Single by Hunter Hayes

from the album The 21 Project
- Released: May 21, 2015
- Genre: Country pop; pop rock;
- Length: 3:13
- Label: Atlantic Nashville
- Songwriters: Dallas Davidson; Kelley Lovelace; Ashley Gorley;
- Producers: Dann Huff; Hunter Hayes;

Hunter Hayes singles chronology
| "Light Me Up" (2015) | "21" (2015) | "Yesterday's Song" (2016) |

= 21 (Hunter Hayes song) =

"21" is a song recorded by American country music singer Hunter Hayes as the lead single from his third studio album The 21 Project (2015). Written by Dallas Davidson, Kelley Lovelace, and Ashley Gorley, the song is Hayes' first to not feature an official writing credit.

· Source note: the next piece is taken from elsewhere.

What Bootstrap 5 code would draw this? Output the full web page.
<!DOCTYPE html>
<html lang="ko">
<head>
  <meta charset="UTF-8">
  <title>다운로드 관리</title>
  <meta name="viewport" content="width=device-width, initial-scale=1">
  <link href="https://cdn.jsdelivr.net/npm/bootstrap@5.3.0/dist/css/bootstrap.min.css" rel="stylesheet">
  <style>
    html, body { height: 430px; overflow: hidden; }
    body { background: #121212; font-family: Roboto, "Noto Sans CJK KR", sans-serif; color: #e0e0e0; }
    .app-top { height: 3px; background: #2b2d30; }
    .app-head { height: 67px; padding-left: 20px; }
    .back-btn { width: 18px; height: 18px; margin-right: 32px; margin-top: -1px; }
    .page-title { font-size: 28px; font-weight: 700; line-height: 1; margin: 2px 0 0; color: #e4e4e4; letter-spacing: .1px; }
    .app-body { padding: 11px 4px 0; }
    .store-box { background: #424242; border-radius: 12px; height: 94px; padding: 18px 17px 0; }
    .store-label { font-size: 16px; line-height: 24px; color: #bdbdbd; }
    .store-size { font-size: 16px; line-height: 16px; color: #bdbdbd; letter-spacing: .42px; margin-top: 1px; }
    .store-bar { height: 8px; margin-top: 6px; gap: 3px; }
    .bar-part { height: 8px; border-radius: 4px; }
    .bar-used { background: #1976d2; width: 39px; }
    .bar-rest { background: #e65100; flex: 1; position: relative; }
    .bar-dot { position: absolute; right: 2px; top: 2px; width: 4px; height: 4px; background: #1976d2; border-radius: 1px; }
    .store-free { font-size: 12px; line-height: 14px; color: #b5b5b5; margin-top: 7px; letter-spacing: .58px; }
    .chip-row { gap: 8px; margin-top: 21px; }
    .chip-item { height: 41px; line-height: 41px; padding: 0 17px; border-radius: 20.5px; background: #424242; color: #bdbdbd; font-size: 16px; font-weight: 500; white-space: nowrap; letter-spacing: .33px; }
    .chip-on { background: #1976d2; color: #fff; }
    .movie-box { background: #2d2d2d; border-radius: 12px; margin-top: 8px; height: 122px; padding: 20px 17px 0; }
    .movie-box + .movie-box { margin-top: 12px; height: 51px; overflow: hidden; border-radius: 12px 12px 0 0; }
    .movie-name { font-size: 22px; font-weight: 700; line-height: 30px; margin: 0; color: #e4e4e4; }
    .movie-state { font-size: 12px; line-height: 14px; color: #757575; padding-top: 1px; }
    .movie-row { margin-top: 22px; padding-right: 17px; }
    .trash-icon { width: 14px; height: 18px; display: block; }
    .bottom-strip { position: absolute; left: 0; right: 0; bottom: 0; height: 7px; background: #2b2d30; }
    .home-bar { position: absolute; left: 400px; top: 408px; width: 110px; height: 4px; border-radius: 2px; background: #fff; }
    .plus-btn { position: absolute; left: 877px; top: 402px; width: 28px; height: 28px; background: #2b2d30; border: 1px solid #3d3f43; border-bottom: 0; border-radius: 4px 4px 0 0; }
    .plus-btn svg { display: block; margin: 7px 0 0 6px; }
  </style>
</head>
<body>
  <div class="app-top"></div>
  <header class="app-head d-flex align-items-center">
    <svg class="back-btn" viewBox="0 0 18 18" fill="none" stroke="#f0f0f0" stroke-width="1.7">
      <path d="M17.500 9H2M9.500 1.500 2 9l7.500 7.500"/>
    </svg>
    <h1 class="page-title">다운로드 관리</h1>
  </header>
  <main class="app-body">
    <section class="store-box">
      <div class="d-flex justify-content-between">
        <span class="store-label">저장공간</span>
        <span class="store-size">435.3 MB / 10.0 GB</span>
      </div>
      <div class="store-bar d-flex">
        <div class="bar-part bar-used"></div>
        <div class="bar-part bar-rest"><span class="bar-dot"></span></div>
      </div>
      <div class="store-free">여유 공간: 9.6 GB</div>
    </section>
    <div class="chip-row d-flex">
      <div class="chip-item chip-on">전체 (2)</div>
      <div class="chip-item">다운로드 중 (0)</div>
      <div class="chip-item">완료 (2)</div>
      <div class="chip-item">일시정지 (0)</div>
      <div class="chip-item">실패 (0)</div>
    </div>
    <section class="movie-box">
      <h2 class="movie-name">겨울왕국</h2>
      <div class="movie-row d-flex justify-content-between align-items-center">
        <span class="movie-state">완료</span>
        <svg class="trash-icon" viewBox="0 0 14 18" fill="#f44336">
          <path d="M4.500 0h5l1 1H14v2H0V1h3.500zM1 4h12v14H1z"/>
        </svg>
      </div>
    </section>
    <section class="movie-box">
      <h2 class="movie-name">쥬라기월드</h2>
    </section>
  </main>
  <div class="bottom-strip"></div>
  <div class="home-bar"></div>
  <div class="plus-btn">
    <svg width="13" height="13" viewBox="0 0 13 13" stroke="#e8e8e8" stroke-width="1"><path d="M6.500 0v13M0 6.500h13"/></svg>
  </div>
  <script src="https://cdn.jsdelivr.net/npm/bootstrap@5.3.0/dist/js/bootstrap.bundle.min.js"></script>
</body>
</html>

It was released in the UK on May 21, 2015, before being released to digital retailers in North America on May 26, 2015. It is also included on his second extended play, 21 (2015). "21" impacted country radio on June 8, 2015, and entered the Billboard Country Airplay chart at number 32.

==Composition==
"21" is a mid-tempo country pop and pop rock song about the "carefree" days of being a young adult. The staff at country music blog Taste of Country noted the song's lyrics as being more superficial and straightforward than those on his previous album, Storyline (2014). A chant of "nah nah nah" opens the song, over a guitar riff that Hayes added as part of his effort to personalize the song, and is repeated again at the end of each chorus. It has been described as a "party song" by critics including Brian Mansfield of USA Today.

The song was written by Dallas Davidson, Kelley Lovelace, and Ashley Gorley, although Hayes made changes to the arrangement with Davidson's approval. Billboard credits him as a songwriter for his contributions. Hayes also co-produced the song with Dann Huff.

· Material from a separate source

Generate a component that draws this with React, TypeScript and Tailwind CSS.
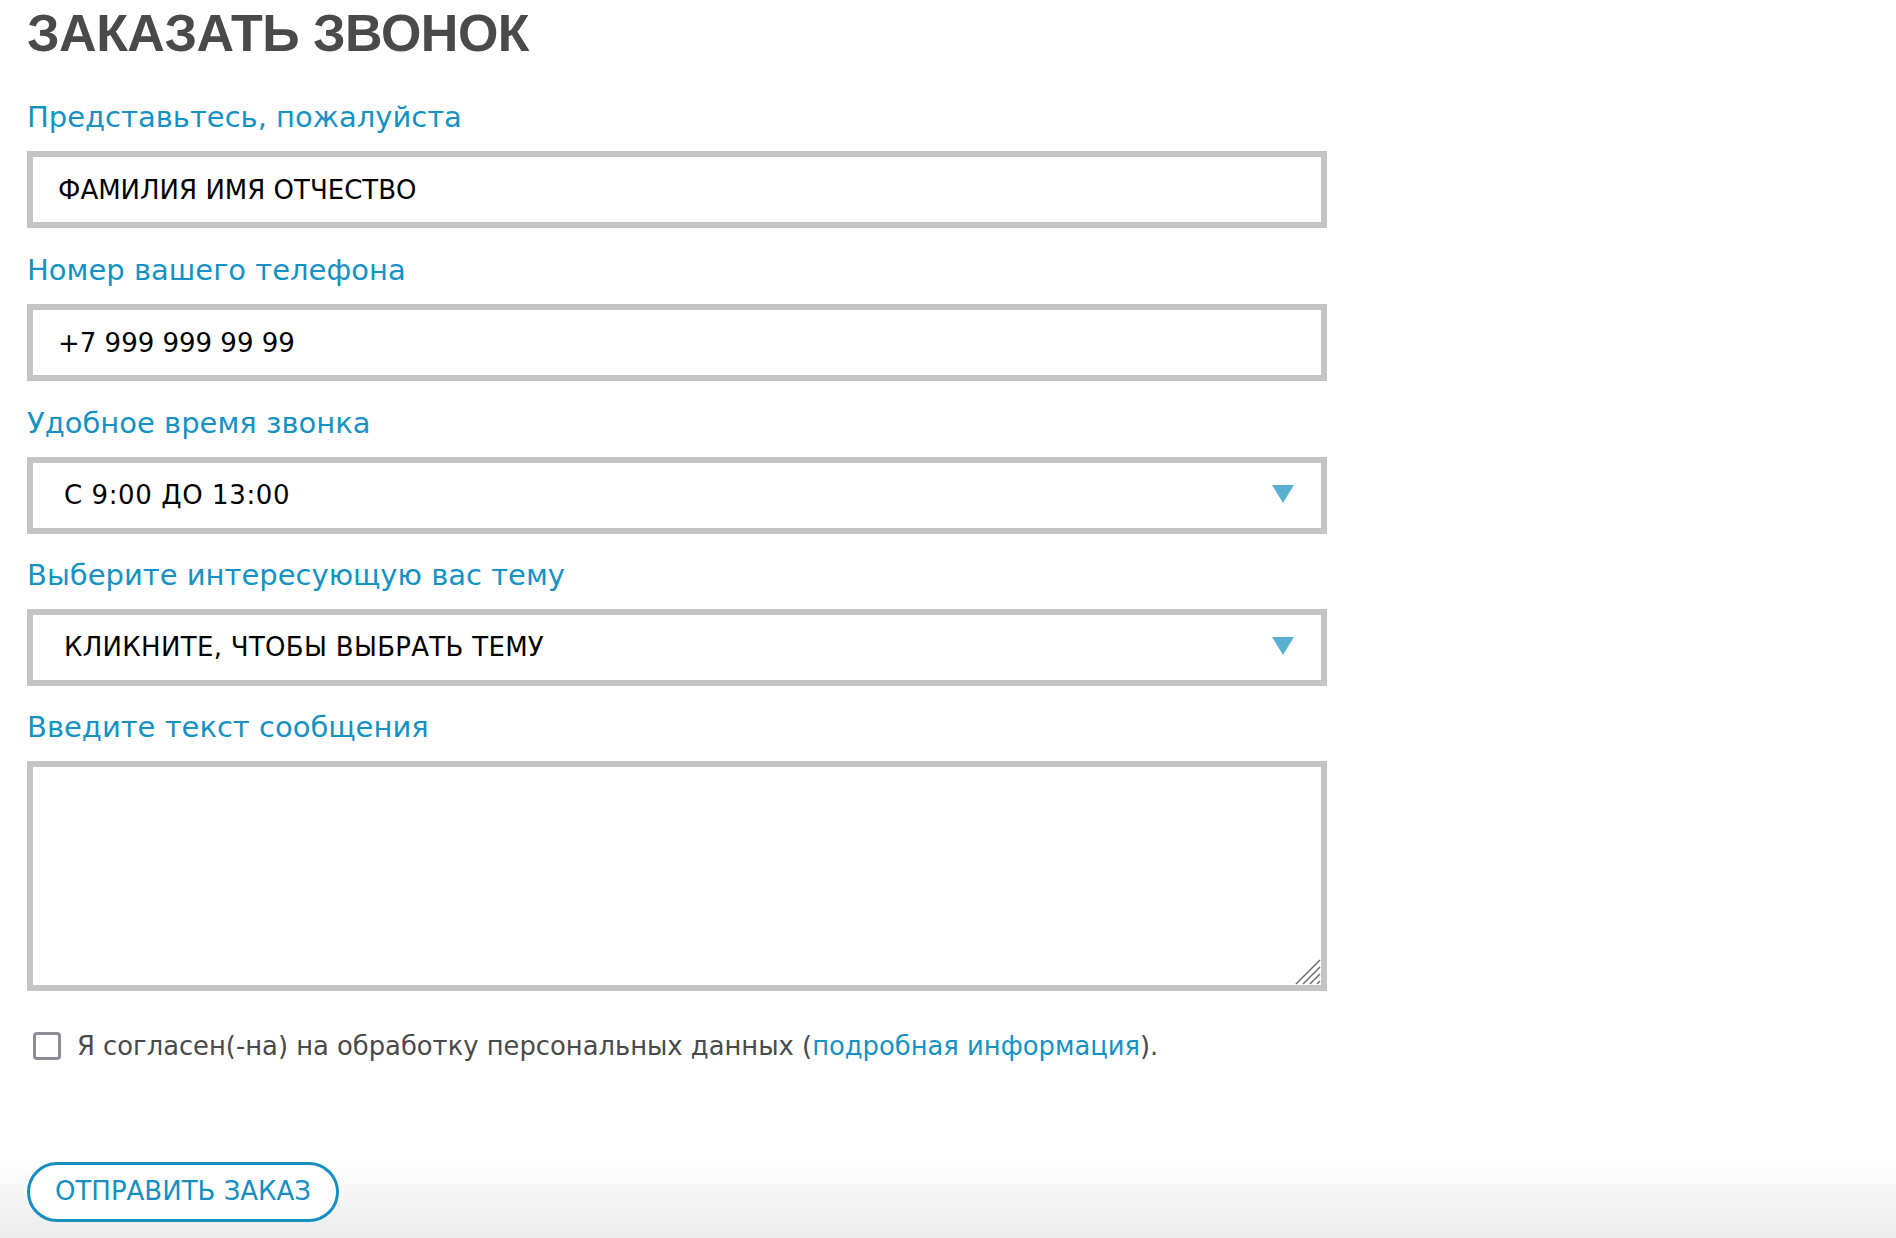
import { useState } from "react";

const labelCls =
  "block h-[36px] leading-[36px] text-[29px] text-[#1592c4] mb-[16px]";
const boxCls =
  "w-full h-[77px] border-[6px] border-[#c4c4c4] bg-white text-[26px] text-black outline-none";

function Arrow() {
  return (
    <svg
      width="22"
      height="18"
      viewBox="0 0 22 18"
      className="absolute right-[33px] top-[28px] pointer-events-none"
    >
      <polygon points="0,0 22,0 11,18" fill="#5aafd0" />
    </svg>
  );
}

export default function App() {
  const [time, setTime] = useState("9-13");
  const [topic, setTopic] = useState("");
  const [agree, setAgree] = useState(false);

  return (
    <div
      className="min-h-screen bg-[linear-gradient(to_bottom,#ffffff_calc(100%-80px),#ebebeb)]"
      style={{ fontFamily: '"DejaVu Sans", Verdana, sans-serif' }}
    >
      <div className="w-[1327px] pl-[27px] pt-[7px]">
        {/* Header */}
        <h1
          className="text-[52px] leading-[52px] font-bold text-[#4a4a4a] tracking-[-0.5px] mb-[40px]"
          style={{ fontFamily: '"Liberation Sans", Arial, sans-serif' }}
        >
          ЗАКАЗАТЬ ЗВОНОК
        </h1>

        <form onSubmit={(e) => e.preventDefault()} className="flex flex-col">
          <div className="mb-[24px]">
            <label className={labelCls}>Представьтесь, пожалуйста</label>
            <input
              type="text"
              placeholder="ФАМИЛИЯ ИМЯ ОТЧЕСТВО"
              className={`${boxCls} px-[25px] placeholder:text-black`}
            />
          </div>

          <div className="mb-[24px]">
            <label className={labelCls}>Номер вашего телефона</label>
            <input
              type="tel"
              placeholder="+7 999 999 99 99"
              className={`${boxCls} px-[25px] placeholder:text-black`}
            />
          </div>

          <div className="mb-[23px]">
            <label className={labelCls}>Удобное время звонка</label>
            <div className="relative">
              <select
                value={time}
                onChange={(e) => setTime(e.target.value)}
                className={`${boxCls} appearance-none pl-[31px] pr-[70px] tracking-[0.6px]`}
              >
                <option value="9-13">С 9:00 ДО 13:00</option>
                <option value="13-18">С 13:00 ДО 18:00</option>
              </select>
              <Arrow />
            </div>
          </div>

          <div className="mb-[23px]">
            <label className={labelCls}>Выберите интересующую вас тему</label>
            <div className="relative">
              <select
                value={topic}
                onChange={(e) => setTopic(e.target.value)}
                className={`${boxCls} appearance-none pl-[31px] pr-[70px] tracking-[0.3px]`}
              >
                <option value="">КЛИКНИТЕ, ЧТОБЫ ВЫБРАТЬ ТЕМУ</option>
                <option value="order">Заказ</option>
                <option value="other">Другое</option>
              </select>
              <Arrow />
            </div>
          </div>

          <div>
            <label className={labelCls}>Введите текст сообщения</label>
            <div className="relative">
              <textarea className="block w-full h-[230px] border-[6px] border-[#c4c4c4] bg-white text-[26px] p-[20px] outline-none resize-none" />
              {/* resize grip */}
              <svg
                width="26"
                height="26"
                viewBox="0 0 26 26"
                className="absolute right-[6px] bottom-[6px] pointer-events-none"
              >
                <g stroke="#6f6f6f" strokeWidth="1.6">
                  <line x1="25" y1="1" x2="1" y2="25" />
                  <line x1="25" y1="8" x2="8" y2="25" />
                  <line x1="25" y1="15" x2="15" y2="25" />
                  <line x1="25" y1="22" x2="22" y2="25" />
                </g>
              </svg>
            </div>
          </div>

          {/* Agreement */}
          <label className="flex items-center mt-[36px] ml-[6px] text-[25.8px] text-[#4a4a4a]">
            <input
              type="checkbox"
              checked={agree}
              onChange={(e) => setAgree(e.target.checked)}
              className="appearance-none shrink-0 w-[28px] h-[28px] border-[3px] border-[#8d8c99] rounded-[4px] bg-white checked:bg-[#1592c4] mr-[16px]"
            />
            <span>
              Я согласен(-на) на обработку персональных данных (
              <a href="#" className="text-[#1592c4]">
                подробная информация
              </a>
              ).
            </span>
          </label>

          <div className="mt-[96px]">
            <button
              type="submit"
              className="h-[60px] px-[25px] border-[3px] border-[#168fc0] rounded-full text-[26px] text-[#168fc0] bg-white"
            >
              ОТПРАВИТЬ ЗАКАЗ
            </button>
          </div>
        </form>
      </div>
    </div>
  );
}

==Background and release==
On May 11, 2015, Country Aircheck published a full-page ad online with a black-and-green calendar bearing Hayes' official logo and highlighting the date May 21, leading to speculation that his then-upcoming single would be released on that date. Hayes continued promoting the single by posting twenty-one consecutive tweets containing only solid-black images, alluding to the song's title. He confirmed the title on May 18 and 19, by posting a black square with a green 2 on the left half and a green square with a 1 on the right half, respectively, on those dates. On May 21, 2015, the song was released to streaming services and to iTunes UK, and was made available to country radio. It was released to digital retailers in Canada and the United States on May 26, 2015. The song official impacted country radio on June 8, 2015.

==Music video==
The music video was directed by Kristin Barlowe and premiered in June 2015.

==Chart performance==
"21" debuted at number 32 on the Billboard Country Airplay chart for the week ending June 6, 2015. The song has sold 117,000 copies in the US as of December 2015.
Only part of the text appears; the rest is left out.